• DATA EXCERPT:
--------

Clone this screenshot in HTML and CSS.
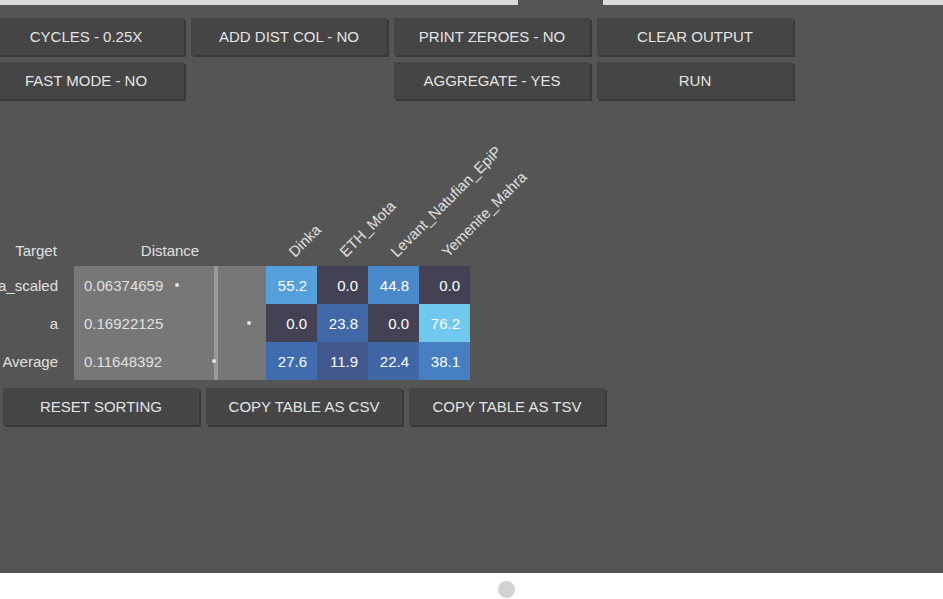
FILE: index.html
```html
<!DOCTYPE html>
<html lang="en">
<head>
  <meta charset="UTF-8" />
  <title>Distance Output</title>
  <link rel="stylesheet" href="styles.css">
</head>
<body>

  <!-- Tab strip -->
  <div class="tabstrip">
    <div class="tab"></div>
  </div>

  <div class="panel">

    <!-- Options -->
    <div class="options">
      <button class="btn">CYCLES - 0.25X</button>
      <button class="btn">ADD DIST COL - NO</button>
      <button class="btn">PRINT ZEROES - NO</button>
      <button class="btn">CLEAR OUTPUT</button>
      <button class="btn">FAST MODE - NO</button>
      <div></div>
      <button class="btn">AGGREGATE - YES</button>
      <button class="btn">RUN</button>
    </div>

    <!-- Result table -->
    <table class="result">
      <tr>
        <th class="target">Target</th>
        <th class="dist">Distance</th>
        <th class="pop"><div class="rot">Dinka</div></th>
        <th class="pop"><div class="rot">ETH_Mota</div></th>
        <th class="pop"><div class="rot">Levant_Natufian_EpiP</div></th>
        <th class="pop"><div class="rot">Yemenite_Mahra</div></th>
      </tr>
      <tr>
        <td class="target">a_scaled</td>
        <td class="dist">0.06374659<span class="avg"></span><span class="dot" style="left:101px"></span></td>
        <td class="val" style="background:#55a0da">55.2</td>
        <td class="val" style="background:#434255">0.0</td>
        <td class="val" style="background:#4a89c9">44.8</td>
        <td class="val" style="background:#434255">0.0</td>
      </tr>
      <tr>
        <td class="target">a</td>
        <td class="dist">0.16922125<span class="avg"></span><span class="dot" style="left:173px"></span></td>
        <td class="val" style="background:#434255">0.0</td>
        <td class="val" style="background:#4068a6">23.8</td>
        <td class="val" style="background:#434255">0.0</td>
        <td class="val" style="background:#71c8ee">76.2</td>
      </tr>
      <tr>
        <td class="target">Average</td>
        <td class="dist">0.11648392<span class="avg"></span><span class="dot" style="left:138px"></span></td>
        <td class="val" style="background:#3e6cae">27.6</td>
        <td class="val" style="background:#42588c">11.9</td>
        <td class="val" style="background:#4066a6">22.4</td>
        <td class="val" style="background:#467fc2">38.1</td>
      </tr>
    </table>

    <div class="table-actions">
      <button class="btn">RESET SORTING</button>
      <button class="btn">COPY TABLE AS CSV</button>
      <button class="btn">COPY TABLE AS TSV</button>
    </div>

  </div>

  <!-- Footer -->
  <div class="footer">
    <div class="knob"></div>
  </div>

</body>
</html>
```

FILE: styles.css
```css
body {
  margin: 0;
  font-family: 'Liberation Sans', Arial, sans-serif;
  background-color: #fff;
  overflow: hidden;
}

/* Tab strip */
.tabstrip {
  height: 5px;
  background-color: #dcdcdc;
}

.tab {
  margin-left: 518px;
  width: 85px;
  height: 5px;
  background-color: #555;
}

.panel {
  height: 568px;
  box-sizing: border-box;
  padding-top: 13px;
  background-color: #555;
}

/* Buttons */
.btn {
  height: 37px;
  border: none;
  padding: 0;
  background-color: #454545;
  color: #e4e4e4;
  font-family: inherit;
  font-size: 15px;
  box-shadow: 2px 2px 0 #393939;
  cursor: pointer;
}

.btn:hover {
  background-color: #4d4d4d;
}

.options {
  display: grid;
  grid-template-columns: repeat(4, 196px);
  column-gap: 7px;
  row-gap: 7px;
  margin-left: -12px;
}

/* Table */
.result {
  margin-top: 131px;
  margin-left: -10px;
  border-collapse: collapse;
  border-spacing: 0;
  color: #e0e0e0;
  font-size: 15px;
}

.result th {
  height: 36px;
  padding: 0 0 7px 0;
  vertical-align: bottom;
  font-weight: normal;
  box-sizing: border-box;
}

.result td {
  height: 38px;
  padding: 0;
  box-sizing: border-box;
}

.result th.target {
  width: 84px;
  padding-left: 8px;
  text-align: center;
}

.result td.target {
  text-align: right;
  padding-right: 16px;
  white-space: nowrap;
}

.result th.dist {
  width: 192px;
  text-align: center;
}

.result td.dist {
  position: relative;
  width: 192px;
  padding-left: 10px;
  background-color: #777;
}

.avg {
  position: absolute;
  left: 140px;
  top: 0;
  width: 4px;
  height: 100%;
  background-color: #999;
}

.dot {
  position: absolute;
  top: 17px;
  width: 4px;
  height: 4px;
  border-radius: 50%;
  background-color: #e4e4e4;
}

.result th.pop {
  width: 51px;
  text-align: left;
  padding-bottom: 6px;
}

.rot {
  width: 0;
  white-space: nowrap;
  transform: translateX(31px) rotate(-45deg);
  transform-origin: left bottom;
}

.result td.val {
  width: 51px;
  text-align: right;
  padding-right: 10px;
  color: #fff;
}

.table-actions {
  display: flex;
  gap: 7px;
  margin-top: 8px;
  margin-left: 3px;
}

.table-actions .btn {
  width: 196px;
}

/* Footer */
.footer {
  height: 26px;
  background-color: #fff;
}

.knob {
  margin-left: 498px;
  position: relative;
  top: 8px;
  width: 17px;
  height: 17px;
  border-radius: 50%;
  background-color: #d2d2d2;
}
```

--------

• WHAT THIS TASK INVOLVES: The data should be printed again unchanged; leave its pictures out.

• SOLUTION TO THIS PROBLEM:
Clone this screenshot in HTML and CSS.
FILE: index.html
```html
<!DOCTYPE html>
<html lang="en">
<head>
  <meta charset="UTF-8" />
  <title>Distance Output</title>
  <link rel="stylesheet" href="styles.css">
</head>
<body>

  <!-- Tab strip -->
  <div class="tabstrip">
    <div class="tab"></div>
  </div>

  <div class="panel">

    <!-- Options -->
    <div class="options">
      <button class="btn">CYCLES - 0.25X</button>
      <button class="btn">ADD DIST COL - NO</button>
      <button class="btn">PRINT ZEROES - NO</button>
      <button class="btn">CLEAR OUTPUT</button>
      <button class="btn">FAST MODE - NO</button>
      <div></div>
      <button class="btn">AGGREGATE - YES</button>
      <button class="btn">RUN</button>
    </div>

    <!-- Result table -->
    <table class="result">
      <tr>
        <th class="target">Target</th>
        <th class="dist">Distance</th>
        <th class="pop"><div class="rot">Dinka</div></th>
        <th class="pop"><div class="rot">ETH_Mota</div></th>
        <th class="pop"><div class="rot">Levant_Natufian_EpiP</div></th>
        <th class="pop"><div class="rot">Yemenite_Mahra</div></th>
      </tr>
      <tr>
        <td class="target">a_scaled</td>
        <td class="dist">0.06374659<span class="avg"></span><span class="dot" style="left:101px"></span></td>
        <td class="val" style="background:#55a0da">55.2</td>
        <td class="val" style="background:#434255">0.0</td>
        <td class="val" style="background:#4a89c9">44.8</td>
        <td class="val" style="background:#434255">0.0</td>
      </tr>
      <tr>
        <td class="target">a</td>
        <td class="dist">0.16922125<span class="avg"></span><span class="dot" style="left:173px"></span></td>
        <td class="val" style="background:#434255">0.0</td>
        <td class="val" style="background:#4068a6">23.8</td>
        <td class="val" style="background:#434255">0.0</td>
        <td class="val" style="background:#71c8ee">76.2</td>
      </tr>
      <tr>
        <td class="target">Average</td>
        <td class="dist">0.11648392<span class="avg"></span><span class="dot" style="left:138px"></span></td>
        <td class="val" style="background:#3e6cae">27.6</td>
        <td class="val" style="background:#42588c">11.9</td>
        <td class="val" style="background:#4066a6">22.4</td>
        <td class="val" style="background:#467fc2">38.1</td>
      </tr>
    </table>

    <div class="table-actions">
      <button class="btn">RESET SORTING</button>
      <button class="btn">COPY TABLE AS CSV</button>
      <button class="btn">COPY TABLE AS TSV</button>
    </div>

  </div>

  <!-- Footer -->
  <div class="footer">
    <div class="knob"></div>
  </div>

</body>
</html>
```

FILE: styles.css
```css
body {
  margin: 0;
  font-family: 'Liberation Sans', Arial, sans-serif;
  background-color: #fff;
  overflow: hidden;
}

/* Tab strip */
.tabstrip {
  height: 5px;
  background-color: #dcdcdc;
}

.tab {
  margin-left: 518px;
  width: 85px;
  height: 5px;
  background-color: #555;
}

.panel {
  height: 568px;
  box-sizing: border-box;
  padding-top: 13px;
  background-color: #555;
}

/* Buttons */
.btn {
  height: 37px;
  border: none;
  padding: 0;
  background-color: #454545;
  color: #e4e4e4;
  font-family: inherit;
  font-size: 15px;
  box-shadow: 2px 2px 0 #393939;
  cursor: pointer;
}

.btn:hover {
  background-color: #4d4d4d;
}

.options {
  display: grid;
  grid-template-columns: repeat(4, 196px);
  column-gap: 7px;
  row-gap: 7px;
  margin-left: -12px;
}

/* Table */
.result {
  margin-top: 131px;
  margin-left: -10px;
  border-collapse: collapse;
  border-spacing: 0;
  color: #e0e0e0;
  font-size: 15px;
}

.result th {
  height: 36px;
  padding: 0 0 7px 0;
  vertical-align: bottom;
  font-weight: normal;
  box-sizing: border-box;
}

.result td {
  height: 38px;
  padding: 0;
  box-sizing: border-box;
}

.result th.target {
  width: 84px;
  padding-left: 8px;
  text-align: center;
}

.result td.target {
  text-align: right;
  padding-right: 16px;
  white-space: nowrap;
}

.result th.dist {
  width: 192px;
  text-align: center;
}

.result td.dist {
  position: relative;
  width: 192px;
  padding-left: 10px;
  background-color: #777;
}

.avg {
  position: absolute;
  left: 140px;
  top: 0;
  width: 4px;
  height: 100%;
  background-color: #999;
}

.dot {
  position: absolute;
  top: 17px;
  width: 4px;
  height: 4px;
  border-radius: 50%;
  background-color: #e4e4e4;
}

.result th.pop {
  width: 51px;
  text-align: left;
  padding-bottom: 6px;
}

.rot {
  width: 0;
  white-space: nowrap;
  transform: translateX(31px) rotate(-45deg);
  transform-origin: left bottom;
}

.result td.val {
  width: 51px;
  text-align: right;
  padding-right: 10px;
  color: #fff;
}

.table-actions {
  display: flex;
  gap: 7px;
  margin-top: 8px;
  margin-left: 3px;
}

.table-actions .btn {
  width: 196px;
}

/* Footer */
.footer {
  height: 26px;
  background-color: #fff;
}

.knob {
  margin-left: 498px;
  position: relative;
  top: 8px;
  width: 17px;
  height: 17px;
  border-radius: 50%;
  background-color: #d2d2d2;
}
```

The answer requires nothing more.